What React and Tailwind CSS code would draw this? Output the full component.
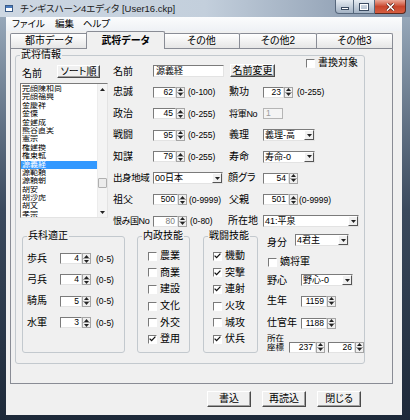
import React from "react";

const SUNK =
  "bg-white border border-t-[#7b7b7b] border-l-[#7b7b7b] border-r-[#e3e3e3] border-b-[#e3e3e3]";
const BTN =
  "bg-[#f0f0f0] border border-t-white border-l-white border-b-[#4a4a4a] border-r-[#4a4a4a] shadow-[inset_-1px_-1px_0_#a0a0a0] flex items-center justify-center text-[10px] leading-none shrink-0";

const Up = () => (
  <svg width="5" height="3" viewBox="0 0 5 3">
    <path d="M0 3L2.5 0L5 3Z" fill="#222" />
  </svg>
);
const Down = () => (
  <svg width="5" height="3" viewBox="0 0 5 3">
    <path d="M0 0L5 0L2.5 3Z" fill="#222" />
  </svg>
);

function Arrows() {
  return (
    <div className="w-[9px] h-[11px] flex flex-col bg-[#f0f0f0] border border-[#a5a5a5] shrink-0">
      <div className="flex-1 flex items-center justify-center border-b border-[#a5a5a5]">
        <Up />
      </div>
      <div className="flex-1 flex items-center justify-center">
        <Down />
      </div>
    </div>
  );
}

function Spin({ v, w, gray }) {
  return (
    <div className="flex shrink-0">
      <div
        className={`${w} h-[11px] ${SUNK} text-[8.5px] leading-[9px] text-right pr-[2px] ${
          gray ? "text-[#7a7a7a]" : "text-black"
        }`}
      >
        {v}
      </div>
      <Arrows />
    </div>
  );
}

function Sel({ v, w }) {
  return (
    <div className={`${w} h-[12px] ${SUNK} flex items-stretch shrink-0`}>
      <span className="flex-1 text-[9px] leading-[10px] pl-[1px] whitespace-nowrap overflow-hidden">
        {v}
      </span>
      <div className="w-[10px] bg-[#f0f0f0] border border-t-white border-l-white border-b-[#555] border-r-[#555] flex items-center justify-center">
        <Down />
      </div>
    </div>
  );
}

function Box({ on }) {
  return (
    <div className="w-[9px] h-[9px] shrink-0 bg-white border border-t-[#7a7a7a] border-l-[#7a7a7a] border-b-white border-r-white flex items-center justify-center">
      {on && (
        <svg width="7" height="6" viewBox="0 0 7 6">
          <path d="M0.6 2.6L2.6 4.6L6.4 0.6" stroke="#111" strokeWidth="1.3" fill="none" />
        </svg>
      )}
    </div>
  );
}

function Chk({ on, label }) {
  return (
    <div className="flex items-center h-[16.6px]">
      <Box on={on} />
      <span className="ml-[3px] text-[10px] leading-[12px] whitespace-nowrap">{label}</span>
    </div>
  );
}

function Group({ title, className, children }) {
  return (
    <div className={`relative border border-[#c3c9ce] rounded-[3px] shrink-0 ${className}`}>
      <span className="absolute left-[4px] -top-[7px] px-[1px] bg-[#f0f0f0] text-[10px] leading-[12px] whitespace-nowrap">
        {title}
      </span>
      {children}
    </div>
  );
}

const L = ({ children, w = "w-[40px]", className = "text-[10px]" }) => (
  <span className={`${w} shrink-0 leading-[12px] whitespace-nowrap ${className}`}>{children}</span>
);
const R = ({ children, className = "ml-[3px]" }) => (
  <span className={`text-[8.5px] leading-[10px] whitespace-nowrap ${className}`}>{children}</span>
);

const names = [
  "完顔陳和尚",
  "完顔福興",
  "金慶祥",
  "金傑",
  "金建成",
  "熊谷直実",
  "憲宗",
  "権建換",
  "権東軾",
  "源義経",
  "源範頼",
  "源頼朝",
  "胡安",
  "胡沙虎",
  "胡文",
  "孝宗",
];

function Row({ left, right }) {
  return (
    <div className="h-[21.5px] flex items-center">
      <div className="w-[115px] shrink-0 flex items-center">{left}</div>
      <div className="flex items-center">{right}</div>
    </div>
  );
}

export default function App() {
  return (
    <div className="w-[410px] h-[420px] overflow-hidden flex flex-col bg-gradient-to-b from-[#9fb0c2] via-[#3b4a5d] to-[#1d2939] text-black font-['Liberation_Sans','Noto_Sans_CJK_JP',sans-serif] [font-feature-settings:'palt']">
      {/* title bar */}
      <div className="h-[17px] shrink-0 flex items-center bg-gradient-to-r from-[#cdd7e2] via-[#c3cfdc] to-[#7f90a6]">
        <div className="ml-[5px] w-[8px] h-[7px] border border-[#3b5b86] bg-white flex flex-col">
          <div className="h-[2px] bg-[#4a7cc0]" />
        </div>
        <span className="ml-[7px] text-[9.5px] leading-[12px] text-[#1a1a1a] whitespace-nowrap">
          チンギスハーン4エディタ [User16.ckp]
        </span>
        <div className="ml-auto mr-[4px] self-start flex">
          <div className="w-[19px] h-[14px] rounded-bl-[4px] border border-t-0 border-[#56677c] bg-gradient-to-b from-[#e6ecf2] to-[#a3b2c4] flex items-center justify-center pt-[3px]">
            <div className="w-[8px] h-[3px] bg-white border border-[#3a4a60]" />
          </div>
          <div className="w-[21px] h-[14px] border border-t-0 border-l-0 border-[#56677c] bg-gradient-to-b from-[#e6ecf2] to-[#a3b2c4] flex items-center justify-center">
            <div className="w-[8px] h-[6px] border-[1.5px] border-white shadow-[0_0_0_1px_#3a4a60]" />
          </div>
          <div className="w-[31px] h-[14px] rounded-br-[4px] border border-t-0 border-l-0 border-[#5a2a20] bg-gradient-to-b from-[#eaa898] via-[#c8452c] to-[#d65d40] flex items-center justify-center">
            <svg width="9" height="8" viewBox="0 0 9 8">
              <path d="M1 0.5L8 7.5M8 0.5L1 7.5" stroke="#5a1a10" strokeWidth="3" />
              <path d="M1 0.5L8 7.5M8 0.5L1 7.5" stroke="#fff" strokeWidth="1.6" />
            </svg>
          </div>
        </div>
      </div>

      <div className="flex-1 flex min-h-0">
        <div className="w-[6px] shrink-0" />
        {/* client */}
        <div className="w-[396px] shrink-0 bg-[#f0f0f0] flex flex-col">
          {/* menu */}
          <div className="h-[14px] shrink-0 flex items-center bg-gradient-to-b from-[#fbfcfd] to-[#eef1f5] text-[9.5px] leading-[12px]">
            <span className="ml-[6px]">ファイル</span>
            <span className="ml-[10px]">編集</span>
            <span className="ml-[9px]">ヘルプ</span>
          </div>
          {/* tabs */}
          <div className="h-[17px] shrink-0 flex items-end pl-[4px]">
            <div className="w-[78px] h-[15px] border border-b-0 border-[#898c95] rounded-t-[2px] bg-gradient-to-b from-white to-[#e6e6e6] flex items-center justify-center text-[10px] leading-[12px]">
              都市データ
            </div>
            <div className="relative z-10 -mx-[2px] -mb-px w-[79px] h-[18px] border border-b-0 border-[#898c95] rounded-t-[2px] bg-[#f0f0f0] flex items-center justify-center text-[10px] leading-[12px] font-bold">
              武将データ
            </div>
            <div className="w-[77px] h-[15px] border border-b-0 border-[#898c95] rounded-t-[2px] bg-gradient-to-b from-white to-[#e6e6e6] flex items-center justify-center text-[10px] leading-[12px]">
              その他
            </div>
            <div className="-ml-px w-[78px] h-[15px] border border-b-0 border-[#898c95] rounded-t-[2px] bg-gradient-to-b from-white to-[#e6e6e6] flex items-center justify-center text-[10px] leading-[12px]">
              その他2
            </div>
            <div className="-ml-px w-[77px] h-[15px] border border-b-0 border-[#898c95] rounded-t-[2px] bg-gradient-to-b from-white to-[#e6e6e6] flex items-center justify-center text-[10px] leading-[12px]">
              その他3
            </div>
          </div>
          {/* panel */}
          <div className="ml-[4px] w-[383px] h-[336px] shrink-0 border border-[#898c95] bg-[#f0f0f0] pl-[4px] pt-[6px]">
            <Group title="武将情報" className="w-[350px] h-[309px]">
              <div className="pl-[4px] pt-[4px] flex h-[176px]">
                {/* list column */}
                <div className="w-[88px] shrink-0 flex flex-col">
                  <div className="h-[23px] flex items-center">
                    <span className="w-[37px] pl-[2px] mt-[5px] text-[10px] leading-[12px]">名前</span>
                    <div className={`${BTN} w-[43px] h-[13px]`}>ソート順</div>
                  </div>
                  <div className={`w-[88px] h-[135px] ${SUNK} flex overflow-hidden`}>
                    <div className="flex-1 pt-[1px] overflow-hidden">
                      {names.map((n, i) => (
                        <div
                          key={n}
                          className={`h-[8.4px] leading-[8.4px] text-[8px] pl-[1px] whitespace-nowrap overflow-hidden ${
                            i === 9 ? "bg-[#3399ff] text-white" : ""
                          }`}
                        >
                          {n}
                        </div>
                      ))}
                    </div>
                    <div className="w-[10px] shrink-0 flex flex-col bg-[#f4f4f4] border-l border-[#ececec]">
                      <div className="h-[10px] flex items-center justify-center">
                        <Up />
                      </div>
                      <div className="flex-1">
                        <div className="mt-[84px] h-[10px] bg-[#ececec] border border-[#b0b0b0] rounded-[1px]" />
                      </div>
                      <div className="h-[10px] flex items-center justify-center">
                        <Down />
                      </div>
                    </div>
                  </div>
                </div>
                {/* fields */}
                <div className="ml-[5px] flex flex-col">
                  <div className="h-[21.5px] flex items-center">
                    <L className="text-[10px] mt-[3px]">名前</L>
                    <div className={`w-[71px] h-[12px] ${SUNK} text-[9px] leading-[10px] pl-[2px] whitespace-nowrap`}>
                      源義経
                    </div>
                    <div className={`${BTN} ml-[6px] w-[45px] h-[13px]`}>名前変更</div>
                    <div className="ml-[31px] self-start -mt-[3px] flex items-center">
                      <Box />
                      <span className="ml-[3px] text-[10px] leading-[12px]">書換対象</span>
                    </div>
                  </div>
                  <Row
                    left={
                      <>
                        <L>忠誠</L>
                        <Spin v="62" w="w-[23px]" />
                        <R>(0-100)</R>
                      </>
                    }
                    right={
                      <>
                        <L w="w-[35px]" className="text-[10px] pl-[1px]">勲功</L>
                        <Spin v="23" w="w-[21px]" />
                        <R className="ml-[4px]">(0-255)</R>
                      </>
                    }
                  />
                  <Row
                    left={
                      <>
                        <L>政治</L>
                        <Spin v="45" w="w-[23px]" />
                        <R>(0-255)</R>
                      </>
                    }
                    right={
                      <>
                        <L w="w-[35px]" className="text-[9px] pl-[1px] tracking-[-0.3px]">将軍No</L>
                        <div className="w-[20px] h-[11px] bg-[#f4f4f4] border border-[#b5b5b5] text-[8.5px] leading-[9px] pl-[2px] text-[#9a9a9a]">
                          1
                        </div>
                      </>
                    }
                  />
                  <Row
                    left={
                      <>
                        <L>戦闘</L>
                        <Spin v="95" w="w-[23px]" />
                        <R>(0-255)</R>
                      </>
                    }
                    right={
                      <>
                        <L w="w-[35px]" className="text-[10px] pl-[1px]">義理</L>
                        <Sel v="義理-高" w="w-[52px]" />
                      </>
                    }
                  />
                  <Row
                    left={
                      <>
                        <L>知謀</L>
                        <Spin v="79" w="w-[23px]" />
                        <R>(0-255)</R>
                      </>
                    }
                    right={
                      <>
                        <L w="w-[35px]" className="text-[10px] pl-[1px]">寿命</L>
                        <Sel v="寿命-0" w="w-[52px]" />
                      </>
                    }
                  />
                  <Row
                    left={
                      <>
                        <L className="text-[9.5px] tracking-[-0.4px]">出身地域</L>
                        <Sel v="00日本" w="w-[70px]" />
                      </>
                    }
                    right={
                      <>
                        <L w="w-[35px]" className="text-[10px]">顔グラ</L>
                        <Spin v="54" w="w-[26px]" />
                      </>
                    }
                  />
                  <Row
                    left={
                      <>
                        <L>祖父</L>
                        <Spin v="500" w="w-[25px]" />
                        <R className="ml-[2px]">(0-9999)</R>
                      </>
                    }
                    right={
                      <>
                        <L w="w-[35px]" className="text-[10px] pl-[1px]">父親</L>
                        <Spin v="501" w="w-[26px]" />
                        <R className="ml-[1px]">(0-9999)</R>
                      </>
                    }
                  />
                  <Row
                    left={
                      <>
                        <L className="text-[9px] tracking-[-0.4px]">恨み国No</L>
                        <Spin v="80" w="w-[25px]" gray />
                        <R className="ml-[3px]">(0-80)</R>
                      </>
                    }
                    right={
                      <>
                        <L w="w-[35px]" className="text-[10px]">所在地</L>
                        <Sel v="41:平泉" w="w-[96px]" />
                      </>
                    }
                  />
                </div>
              </div>

              {/* bottom part */}
              <div className="flex items-start">
                <Group title="兵科適正" className="ml-[6px] mt-[4px] w-[103px] h-[117px] pl-[4px] pt-[11px]">
                  {[
                    ["歩兵", "4"],
                    ["弓兵", "4"],
                    ["騎馬", "5"],
                    ["水軍", "3"],
                  ].map(([l, v]) => (
                    <div key={l} className="h-[21.3px] flex items-center">
                      <L w="w-[33px]">{l}</L>
                      <Spin v={v} w="w-[22px]" />
                      <R className="ml-[5px]">(0-5)</R>
                    </div>
                  ))}
                </Group>
                <Group title="内政技能" className="ml-[12px] mt-[4px] w-[53px] h-[117px] pl-[10px] pt-[11px]">
                  <Chk label="農業" />
                  <Chk label="商業" />
                  <Chk label="建設" />
                  <Chk label="文化" />
                  <Chk label="外交" />
                  <Chk label="登用" on />
                </Group>
                <Group title="戦闘技能" className="ml-[13px] mt-[4px] w-[55px] h-[117px] pl-[9px] pt-[11px]">
                  <Chk label="機動" on />
                  <Chk label="突撃" on />
                  <Chk label="連射" on />
                  <Chk label="火攻" />
                  <Chk label="城攻" />
                  <Chk label="伏兵" on />
                </Group>
                <div className="ml-[9px] flex flex-col -mt-[4px]">
                  <div className="h-[24px] flex items-center">
                    <L w="w-[28px]" className="text-[10px] mt-[6px]">身分</L>
                    <Sel v="4君主" w="w-[54px]" />
                  </div>
                  <div className="h-[20px] flex items-center pl-[1px]">
                    <Box />
                    <span className="ml-[3px] text-[10px] leading-[12px]">嫡将軍</span>
                  </div>
                  <div className="h-[16px] flex items-center">
                    <L w="w-[34px]" className="text-[10px] mt-[2px]">野心</L>
                    <Sel v="野心-0" w="w-[52px]" />
                  </div>
                  <div className="h-[26px] flex items-center">
                    <L w="w-[34px]">生年</L>
                    <Spin v="1159" w="w-[26px]" />
                  </div>
                  <div className="h-[18px] flex items-center">
                    <L w="w-[34px]">仕官年</L>
                    <Spin v="1188" w="w-[26px]" />
                  </div>
                  <div className="h-[22px] flex items-center">
                    <span className="w-[22px] shrink-0 text-[8.5px] leading-[9.5px] flex flex-col">
                      <span>所在</span>
                      <span>座標</span>
                    </span>
                    <div className="mt-[8px] flex">
                      <Spin v="237" w="w-[27px]" />
                      <div className="ml-[3px]">
                        <Spin v="26" w="w-[27px]" />
                      </div>
                    </div>
                  </div>
                </div>
              </div>
            </Group>
          </div>
          {/* buttons */}
          <div className="mt-[7px] flex pl-[201px] gap-[11px]">
            <div className={`${BTN} w-[44px] h-[16px]`}>書込</div>
            <div className={`${BTN} w-[44px] h-[16px]`}>再読込</div>
            <div className={`${BTN} w-[44px] h-[16px]`}>閉じる</div>
          </div>
        </div>
        <div className="flex-1" />
      </div>
      <div className="h-[5px] shrink-0" />
    </div>
  );
}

□ □ □ □ □ □ □

■ **Stated goal**: Write out again, exactly, the lines from the start of the listing up to the line containing "border-t-white border-l-white border-b-[#4a4a4a]", with both ends and without pictures.

■ **Task result**:
What React and Tailwind CSS code would draw this? Output the full component.
import React from "react";

const SUNK =
  "bg-white border border-t-[#7b7b7b] border-l-[#7b7b7b] border-r-[#e3e3e3] border-b-[#e3e3e3]";
const BTN =
  "bg-[#f0f0f0] border border-t-white border-l-white border-b-[#4a4a4a] border-r-[#4a4a4a] shadow-[inset_-1px_-1px_0_#a0a0a0] flex items-center justify-center text-[10px] leading-none shrink-0";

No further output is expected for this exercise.